**** MATERIAL FOR THIS TASK

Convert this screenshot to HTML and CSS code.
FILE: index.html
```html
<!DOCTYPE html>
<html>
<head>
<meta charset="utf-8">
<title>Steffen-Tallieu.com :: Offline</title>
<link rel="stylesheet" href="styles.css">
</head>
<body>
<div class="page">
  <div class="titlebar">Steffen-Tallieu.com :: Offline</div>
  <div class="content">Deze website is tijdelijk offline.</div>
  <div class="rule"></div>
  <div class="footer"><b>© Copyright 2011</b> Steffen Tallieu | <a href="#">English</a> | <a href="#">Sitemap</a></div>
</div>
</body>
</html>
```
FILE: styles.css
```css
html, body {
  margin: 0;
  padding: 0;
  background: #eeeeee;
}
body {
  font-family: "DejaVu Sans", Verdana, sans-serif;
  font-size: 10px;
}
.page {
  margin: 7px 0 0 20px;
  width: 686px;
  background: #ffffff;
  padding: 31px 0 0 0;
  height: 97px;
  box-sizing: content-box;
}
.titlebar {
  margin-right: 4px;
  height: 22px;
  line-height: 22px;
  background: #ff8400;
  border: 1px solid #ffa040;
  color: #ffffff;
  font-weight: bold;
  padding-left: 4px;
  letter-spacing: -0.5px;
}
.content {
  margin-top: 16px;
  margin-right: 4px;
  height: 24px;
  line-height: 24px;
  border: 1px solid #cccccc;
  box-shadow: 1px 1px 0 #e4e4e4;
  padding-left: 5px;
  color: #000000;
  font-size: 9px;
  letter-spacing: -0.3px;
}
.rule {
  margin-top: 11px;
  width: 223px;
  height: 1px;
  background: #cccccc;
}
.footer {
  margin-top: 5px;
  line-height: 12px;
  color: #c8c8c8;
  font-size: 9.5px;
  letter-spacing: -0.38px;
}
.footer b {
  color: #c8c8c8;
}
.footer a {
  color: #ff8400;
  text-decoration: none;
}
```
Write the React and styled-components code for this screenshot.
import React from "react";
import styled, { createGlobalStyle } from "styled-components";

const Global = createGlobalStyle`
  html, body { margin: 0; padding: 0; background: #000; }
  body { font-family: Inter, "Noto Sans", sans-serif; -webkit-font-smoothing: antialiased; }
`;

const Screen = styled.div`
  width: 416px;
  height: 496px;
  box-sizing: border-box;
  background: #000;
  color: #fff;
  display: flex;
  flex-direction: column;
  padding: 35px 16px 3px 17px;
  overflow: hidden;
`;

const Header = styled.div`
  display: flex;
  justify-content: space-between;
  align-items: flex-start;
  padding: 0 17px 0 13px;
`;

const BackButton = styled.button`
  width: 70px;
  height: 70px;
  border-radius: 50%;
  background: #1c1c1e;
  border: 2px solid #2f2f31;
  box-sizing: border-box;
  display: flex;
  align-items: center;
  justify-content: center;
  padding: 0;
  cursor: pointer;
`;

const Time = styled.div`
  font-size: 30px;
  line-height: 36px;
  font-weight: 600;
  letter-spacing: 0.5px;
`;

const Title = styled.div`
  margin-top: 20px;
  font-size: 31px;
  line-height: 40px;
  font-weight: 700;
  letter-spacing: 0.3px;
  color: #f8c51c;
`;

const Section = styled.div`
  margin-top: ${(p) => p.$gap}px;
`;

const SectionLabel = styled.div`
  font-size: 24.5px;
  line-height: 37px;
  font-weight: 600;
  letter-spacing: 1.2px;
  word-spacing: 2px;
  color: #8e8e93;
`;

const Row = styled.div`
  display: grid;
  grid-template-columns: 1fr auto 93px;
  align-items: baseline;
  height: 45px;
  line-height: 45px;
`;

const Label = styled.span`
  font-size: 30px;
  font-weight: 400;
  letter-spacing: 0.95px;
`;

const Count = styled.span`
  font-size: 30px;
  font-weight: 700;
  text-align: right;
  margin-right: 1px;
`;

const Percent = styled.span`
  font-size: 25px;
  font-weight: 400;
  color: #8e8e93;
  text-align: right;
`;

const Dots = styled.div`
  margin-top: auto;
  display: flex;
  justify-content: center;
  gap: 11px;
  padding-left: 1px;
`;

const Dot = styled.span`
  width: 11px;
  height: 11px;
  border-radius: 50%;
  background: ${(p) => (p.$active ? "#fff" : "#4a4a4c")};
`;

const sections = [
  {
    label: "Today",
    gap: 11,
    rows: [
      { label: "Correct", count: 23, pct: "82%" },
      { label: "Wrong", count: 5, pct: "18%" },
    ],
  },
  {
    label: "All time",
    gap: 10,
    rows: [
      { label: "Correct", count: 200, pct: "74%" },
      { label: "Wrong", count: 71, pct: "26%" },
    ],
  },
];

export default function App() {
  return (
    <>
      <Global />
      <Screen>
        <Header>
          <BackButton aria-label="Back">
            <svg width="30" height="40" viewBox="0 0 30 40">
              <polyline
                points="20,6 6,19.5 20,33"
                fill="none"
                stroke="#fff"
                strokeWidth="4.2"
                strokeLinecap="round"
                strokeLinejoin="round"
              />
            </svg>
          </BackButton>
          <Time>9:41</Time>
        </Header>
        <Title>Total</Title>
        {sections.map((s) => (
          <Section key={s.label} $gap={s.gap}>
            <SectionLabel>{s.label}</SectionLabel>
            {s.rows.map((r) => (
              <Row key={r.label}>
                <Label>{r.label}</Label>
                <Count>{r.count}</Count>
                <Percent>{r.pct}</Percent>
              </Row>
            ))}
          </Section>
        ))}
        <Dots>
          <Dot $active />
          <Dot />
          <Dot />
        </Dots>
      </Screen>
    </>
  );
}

********

## WHAT YOU HAVE TO DO:
Extract each line from the listing above, please, and repeat it exactly.

## THE COMPLETED TASK:
Convert this screenshot to HTML and CSS code.
FILE: index.html
```html
<!DOCTYPE html>
<html>
<head>
<meta charset="utf-8">
<title>Steffen-Tallieu.com :: Offline</title>
<link rel="stylesheet" href="styles.css">
</head>
<body>
<div class="page">
  <div class="titlebar">Steffen-Tallieu.com :: Offline</div>
  <div class="content">Deze website is tijdelijk offline.</div>
  <div class="rule"></div>
  <div class="footer"><b>© Copyright 2011</b> Steffen Tallieu | <a href="#">English</a> | <a href="#">Sitemap</a></div>
</div>
</body>
</html>
```
FILE: styles.css
```css
html, body {
  margin: 0;
  padding: 0;
  background: #eeeeee;
}
body {
  font-family: "DejaVu Sans", Verdana, sans-serif;
  font-size: 10px;
}
.page {
  margin: 7px 0 0 20px;
  width: 686px;
  background: #ffffff;
  padding: 31px 0 0 0;
  height: 97px;
  box-sizing: content-box;
}
.titlebar {
  margin-right: 4px;
  height: 22px;
  line-height: 22px;
  background: #ff8400;
  border: 1px solid #ffa040;
  color: #ffffff;
  font-weight: bold;
  padding-left: 4px;
  letter-spacing: -0.5px;
}
.content {
  margin-top: 16px;
  margin-right: 4px;
  height: 24px;
  line-height: 24px;
  border: 1px solid #cccccc;
  box-shadow: 1px 1px 0 #e4e4e4;
  padding-left: 5px;
  color: #000000;
  font-size: 9px;
  letter-spacing: -0.3px;
}
.rule {
  margin-top: 11px;
  width: 223px;
  height: 1px;
  background: #cccccc;
}
.footer {
  margin-top: 5px;
  line-height: 12px;
  color: #c8c8c8;
  font-size: 9.5px;
  letter-spacing: -0.38px;
}
.footer b {
  color: #c8c8c8;
}
.footer a {
  color: #ff8400;
  text-decoration: none;
}
```
Write the React and styled-components code for this screenshot.
import React from "react";
import styled, { createGlobalStyle } from "styled-components";

const Global = createGlobalStyle`
  html, body { margin: 0; padding: 0; background: #000; }
  body { font-family: Inter, "Noto Sans", sans-serif; -webkit-font-smoothing: antialiased; }
`;

const Screen = styled.div`
  width: 416px;
  height: 496px;
  box-sizing: border-box;
  background: #000;
  color: #fff;
  display: flex;
  flex-direction: column;
  padding: 35px 16px 3px 17px;
  overflow: hidden;
`;

const Header = styled.div`
  display: flex;
  justify-content: space-between;
  align-items: flex-start;
  padding: 0 17px 0 13px;
`;

const BackButton = styled.button`
  width: 70px;
  height: 70px;
  border-radius: 50%;
  background: #1c1c1e;
  border: 2px solid #2f2f31;
  box-sizing: border-box;
  display: flex;
  align-items: center;
  justify-content: center;
  padding: 0;
  cursor: pointer;
`;

const Time = styled.div`
  font-size: 30px;
  line-height: 36px;
  font-weight: 600;
  letter-spacing: 0.5px;
`;

const Title = styled.div`
  margin-top: 20px;
  font-size: 31px;
  line-height: 40px;
  font-weight: 700;
  letter-spacing: 0.3px;
  color: #f8c51c;
`;

const Section = styled.div`
  margin-top: ${(p) => p.$gap}px;
`;

const SectionLabel = styled.div`
  font-size: 24.5px;
  line-height: 37px;
  font-weight: 600;
  letter-spacing: 1.2px;
  word-spacing: 2px;
  color: #8e8e93;
`;

const Row = styled.div`
  display: grid;
  grid-template-columns: 1fr auto 93px;
  align-items: baseline;
  height: 45px;
  line-height: 45px;
`;

const Label = styled.span`
  font-size: 30px;
  font-weight: 400;
  letter-spacing: 0.95px;
`;

const Count = styled.span`
  font-size: 30px;
  font-weight: 700;
  text-align: right;
  margin-right: 1px;
`;

const Percent = styled.span`
  font-size: 25px;
  font-weight: 400;
  color: #8e8e93;
  text-align: right;
`;

const Dots = styled.div`
  margin-top: auto;
  display: flex;
  justify-content: center;
  gap: 11px;
  padding-left: 1px;
`;

const Dot = styled.span`
  width: 11px;
  height: 11px;
  border-radius: 50%;
  background: ${(p) => (p.$active ? "#fff" : "#4a4a4c")};
`;

const sections = [
  {
    label: "Today",
    gap: 11,
    rows: [
      { label: "Correct", count: 23, pct: "82%" },
      { label: "Wrong", count: 5, pct: "18%" },
    ],
  },
  {
    label: "All time",
    gap: 10,
    rows: [
      { label: "Correct", count: 200, pct: "74%" },
      { label: "Wrong", count: 71, pct: "26%" },
    ],
  },
];

export default function App() {
  return (
    <>
      <Global />
      <Screen>
        <Header>
          <BackButton aria-label="Back">
            <svg width="30" height="40" viewBox="0 0 30 40">
              <polyline
                points="20,6 6,19.5 20,33"
                fill="none"
                stroke="#fff"
                strokeWidth="4.2"
                strokeLinecap="round"
                strokeLinejoin="round"
              />
            </svg>
          </BackButton>
          <Time>9:41</Time>
        </Header>
        <Title>Total</Title>
        {sections.map((s) => (
          <Section key={s.label} $gap={s.gap}>
            <SectionLabel>{s.label}</SectionLabel>
            {s.rows.map((r) => (
              <Row key={r.label}>
                <Label>{r.label}</Label>
                <Count>{r.count}</Count>
                <Percent>{r.pct}</Percent>
              </Row>
            ))}
          </Section>
        ))}
        <Dots>
          <Dot $active />
          <Dot />
          <Dot />
        </Dots>
      </Screen>
    </>
  );
}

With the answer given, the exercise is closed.